A strong labor market is deepening the challenges facing the Federal Reserve as it raises interest rates at the fastest pace since the 1980s to try to reduce inflation from a nearly 40-year high. Steady hiring, strong wage growth and a low unemployment rate have been good for workers. But they have also contributed to rising prices.
The October jobs numbers were the last major economic report before Election Day, with voters heavily focused on the state of the economy and their own financial lives.
Chronic inflation is hitting the budgets of many households and has spiked to the top of voter concerns in midterm legislative elections due to end Tuesday. Republican candidates across the country have attacked Democrats for inflation as they seek to regain control of Congress.

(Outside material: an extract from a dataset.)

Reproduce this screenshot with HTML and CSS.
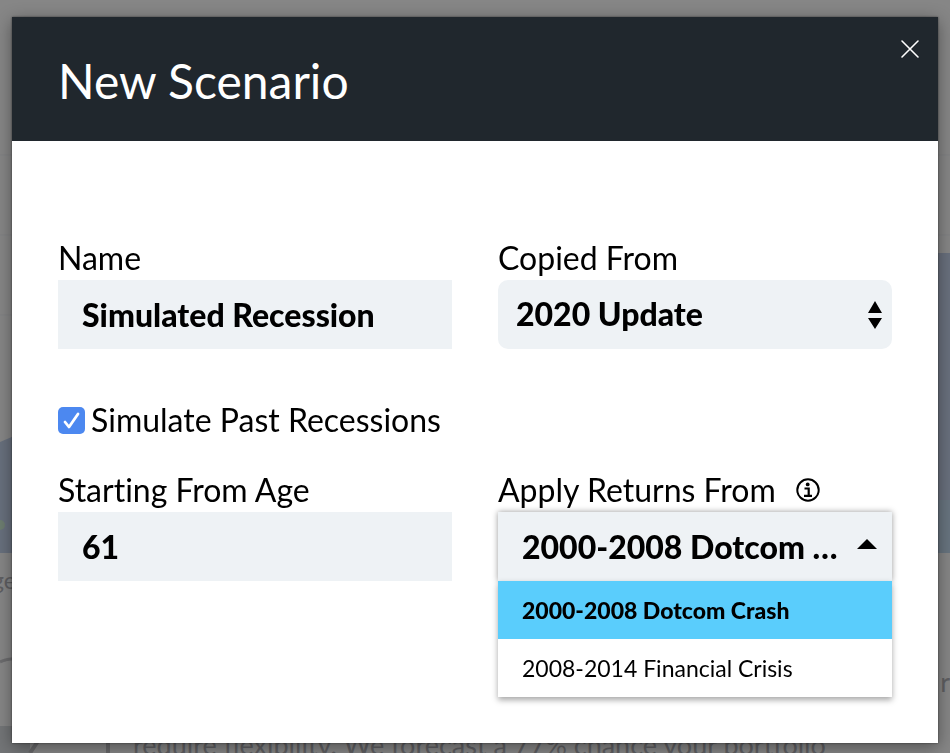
FILE: index.html
```html
<!DOCTYPE html>
<html lang="en">
<head>
    <meta charset="UTF-8">
    <meta name="viewport" content="width=device-width, initial-scale=1.0">
    <title>New Scenario</title>
    <link rel="stylesheet" href="styles.css">
</head>
<body>

    <!-- dimmed page behind the dialog -->
    <div class="backdrop" aria-hidden="true">
        <svg class="backdrop-art" viewBox="0 0 950 753" preserveAspectRatio="none">
            <rect x="0" y="0" width="950" height="753" fill="#868686"/>
            <path d="M0 155H950M0 235H950M0 315H950" stroke="#808183" stroke-width="1"/>
            <path d="M0 442L40 425V553H0Z" fill="#68707d"/>
            <rect x="900" y="253" width="50" height="300" fill="#69707d"/>
            <rect x="900" y="500" width="50" height="53" fill="#68747f"/>
            <circle cx="0" cy="525" r="5" fill="#6d7d70"/>
            <path d="M0 662Q8 658 20 659" stroke="#6c6c6e" stroke-width="3" fill="none"/>
            <rect x="0" y="726" width="30" height="27" fill="#737577"/>
            <path d="M30 753L42 735M108 735V753" stroke="#68686a" stroke-width="4"/>
        </svg>
        <span class="axis-label">ge</span>
        <span class="side-text">r</span>
        <p class="page-text">require flexibility. We forecast a 77% chance your portfolio</p>
    </div>

    <div class="modal" role="dialog" aria-labelledby="modal-title">
        <header class="modal-header">
            <h1 class="modal-title" id="modal-title">New Scenario</h1>
            <button class="close" type="button" aria-label="Close">
                <svg width="20" height="20" viewBox="0 0 20 20">
                    <path d="M2 2L18 18M18 2L2 18" stroke="#fff" stroke-width="1.6" stroke-linecap="round"/>
                </svg>
            </button>
        </header>

        <form class="modal-body">
            <div class="row">
                <div class="field">
                    <label for="name">Name</label>
                    <input class="control" type="text" id="name" value="Simulated Recession">
                </div>
                <div class="field">
                    <label for="copied">Copied From</label>
                    <div class="select-wrap">
                        <select class="control rounded" id="copied">
                            <option>2020 Update</option>
                        </select>
                        <svg class="updown" width="14" height="28" viewBox="0 0 14 28">
                            <path d="M7 0L14 12H0ZM0 17H14L7 28Z"/>
                        </svg>
                    </div>
                </div>
            </div>

            <div class="check">
                <span class="tick-box">
                    <input type="checkbox" id="simulate" checked>
                    <svg class="tick" width="27" height="27" viewBox="0 0 27 27">
                        <path d="M7 15L11 20L20 7" fill="none" stroke="#fff" stroke-width="2.8" stroke-linecap="round" stroke-linejoin="round"/>
                    </svg>
                </span>
                <label for="simulate">Simulate Past Recessions</label>
            </div>

            <div class="row">
                <div class="field">
                    <label for="age">Starting From Age</label>
                    <input class="control" type="text" id="age" value="61">
                </div>
                <div class="field">
                    <div class="label-line">
                        <label for="returns">Apply Returns From</label>
                        <svg width="24" height="24" viewBox="0 0 24 24">
                            <circle cx="12" cy="12" r="10.7" fill="none" stroke="#000" stroke-width="2"/>
                            <circle cx="11.7" cy="6.4" r="1.9"/>
                            <path d="M8.5 10.5H12.7V17.5M8 17.8H16" fill="none" stroke="#000" stroke-width="2.2"/>
                        </svg>
                    </div>
                    <div class="dropdown">
                        <select class="control" id="returns">
                            <option>2000-2008 Dotcom Crash</option>
                            <option>2008-2014 Financial Crisis</option>
                        </select>
                        <svg class="caret" width="20" height="10" viewBox="0 0 20 10">
                            <path d="M10 0L20 10H0Z"/>
                        </svg>
                        <ul class="menu" role="listbox" aria-label="Apply Returns From">
                            <li class="active" role="option" aria-selected="true">2000-2008 Dotcom Crash</li>
                            <li role="option" aria-selected="false">2008-2014 Financial Crisis</li>
                        </ul>
                    </div>
                </div>
            </div>
        </form>
    </div>

</body>
</html>
```
FILE: styles.css
```css
* {
    box-sizing: border-box;
}

body {
    margin: 0;
    padding: 17px 12px 10px;
    font-family: Lato, sans-serif;
    font-size: 32px;
    line-height: 36px;
    font-variant-ligatures: none;
    color: #000;
    background: #868686;
}

.backdrop {
    position: fixed;
    inset: 0;
    overflow: hidden;
    color: #5f5f62;
}

.backdrop-art {
    display: block;
    width: 100%;
    height: 100%;
}

.axis-label,
.side-text,
.page-text {
    position: absolute;
    margin: 0;
    font-size: 27px;
    white-space: nowrap;
}

.axis-label {
    left: -8px;
    top: 562px;
    font-size: 23px;
}

.side-text {
    right: 0;
    top: 664px;
}

.page-text {
    left: 133px;
    bottom: -10px;
}

.modal {
    position: relative;
    background: #fff;
    box-shadow: 0 4px 16px rgba(0, 0, 0, 0.4), 0 0 2px rgba(0, 0, 0, 0.5);
}

.modal-header {
    display: flex;
    justify-content: space-between;
    align-items: flex-start;
    padding: 22px 18px 36px 46px;
    background: #20272d;
    color: #fff;
}

.modal-title {
    margin: 18px 0 0;
    font-size: 48px;
    line-height: 48px;
    font-weight: 400;
}

.close {
    display: flex;
    padding: 0;
    border: none;
    background: none;
    cursor: pointer;
}

.modal-body {
    padding: 99px 46px 162px;
}

.row {
    display: grid;
    grid-template-columns: 1fr 1fr;
    gap: 46px;
}

.field {
    display: flex;
    flex-direction: column;
    gap: 4px;
    min-width: 0;
}

.control {
    display: block;
    width: 100%;
    height: 69px;
    margin: 0;
    padding: 0 24px;
    border: none;
    border-radius: 0;
    outline: none;
    appearance: none;
    background: #eef2f5;
    color: #000;
    font-family: inherit;
    font-size: 32px;
    font-weight: 900;
}

.rounded {
    padding: 0 40px 2px 18px;
    border-radius: 10px;
}

.select-wrap,
.dropdown,
.tick-box {
    position: relative;
}

.updown {
    position: absolute;
    right: 10px;
    top: 21px;
    pointer-events: none;
}

.check {
    display: flex;
    align-items: center;
    gap: 6px;
    margin: 53px 0 34px;
}

.tick-box {
    display: flex;
}

.check input {
    width: 27px;
    height: 27px;
    margin: 0;
    border-radius: 5px;
    appearance: none;
    background: #dfe4e8;
}

.check input:checked {
    background: #4c88f0;
}

.tick {
    display: none;
    position: absolute;
    inset: 0;
    pointer-events: none;
}

.check input:checked + .tick {
    display: block;
}

.label-line {
    display: flex;
    align-items: center;
    gap: 20px;
}

.dropdown {
    box-shadow: 0 0 6px rgba(0, 0, 0, 0.4);
}

.dropdown .control {
    padding-right: 48px;
    text-overflow: ellipsis;
}

.caret {
    position: absolute;
    right: 15px;
    top: 27px;
    pointer-events: none;
}

.menu {
    position: absolute;
    top: 100%;
    left: 0;
    right: 0;
    margin: 0;
    padding: 0;
    list-style: none;
    background: #fff;
    font-size: 23px;
    box-shadow: 0 3px 6px rgba(0, 0, 0, 0.35);
}

.menu li {
    padding: 11px 24px;
}

.menu .active {
    background: #5acdfc;
    font-weight: 900;
}
```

All the jobs employers have added since the recession ended have boosted consumers’ ability to keep spending, even amid high inflation. Labor shortages in many areas of the economy have also forced businesses to pay more to attract and keep workers.
President Joe Biden and congressional Democrats have pointed to the brisk resurgence in hiring as evidence that his policies have helped get Americans back to work faster than the nation managed after previous recessions. But that message has been overtaken in the midterm political campaigns by the crushing rise in inflation, which has soured many Americans on the economy under Democratic leadership in Congress and the White House.
There are growing signs that the economy has begun to falter under the weight of much higher borrowing costs brought on by the Federal Reserve’s aggressive interest rate hikes. Especially in industries like housing and technology, hiring is down. Some tech companies, including ride-hailing company Lyft and payment company Stripe, have announced plans to lay off workers. Amazon said on Thursday that it would suspend its corporate hiring.